A finding that there is deep rooted prejudice within the police force is only possible if the tribunal permits the disclosure exercise to continue and examines all the relevant facts and evidence. Considering what is already known about the abuse of women through these undercover operations, the tribunal cannot simply allow the police to assert, uncontested, and in the absence of disclosure, that the abuses were isolated mistakes.
The growing evidence of systemic involvement of the police, and the increasing likelihood that decisions regarding Kennedy’s relationship with Wilson were made much higher up within the institution, are also highly relevant to the remedy that she is entitled to. As are the failures of management, supervision, rules and guidance in the system that Kennedy was operating within, as well as the sheer number of undercover officers who infiltrated her life, which also raises issues of systemic failures.
In order to provide to just satisfaction, namely adequate compensation to reflect the severity of the breaches and declarations by the tribunal of those breaches which properly reflect what happened to her and the wider state involvement, it is necessary to properly understand what happened and examine the system that was in place that allowed it to happen.
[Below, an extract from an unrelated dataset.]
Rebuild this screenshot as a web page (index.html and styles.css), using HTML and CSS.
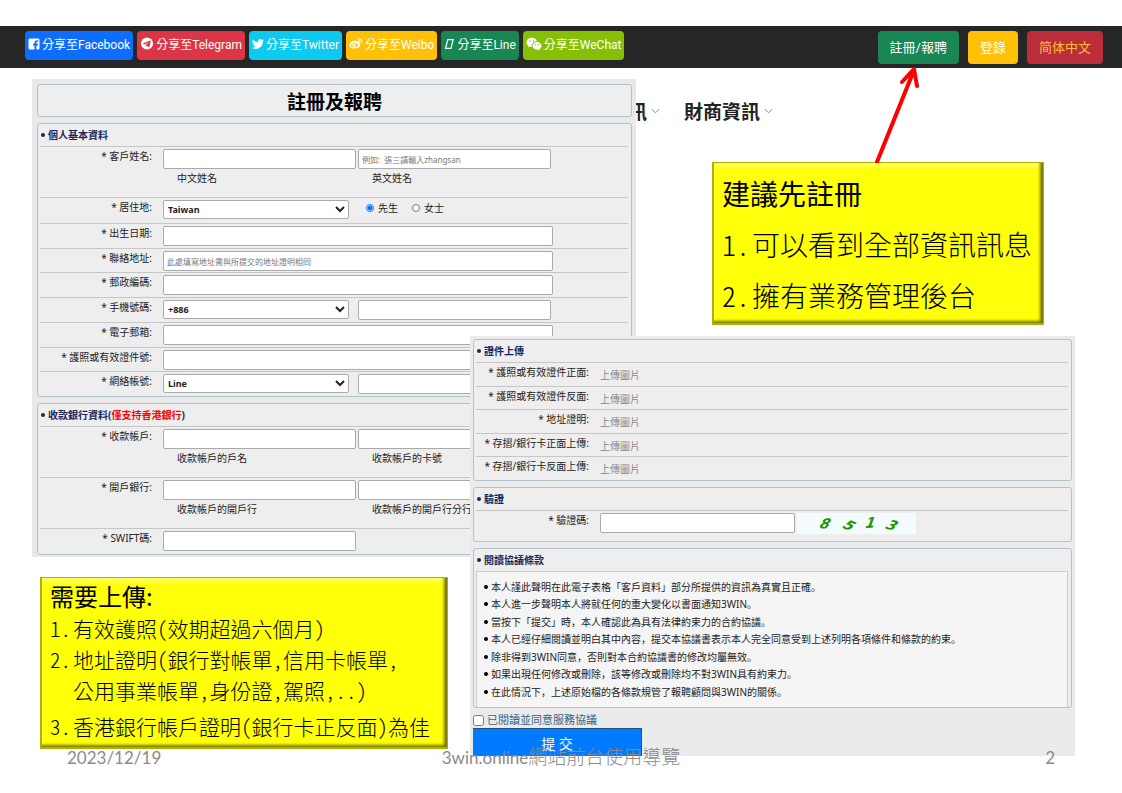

However, more importantly to Wilson, the severity of the breaches indicates that she has a right to know what happened and providing this information should form a key part of the role of the Tribunal’s investigation. As she puts it: ‘The courts tend to think about these things in terms of money as reparation, but when you’re dealing with a situation where the damage has been caused by secrets, lies and deception, then actually getting the truth becomes a really important part of reparation.’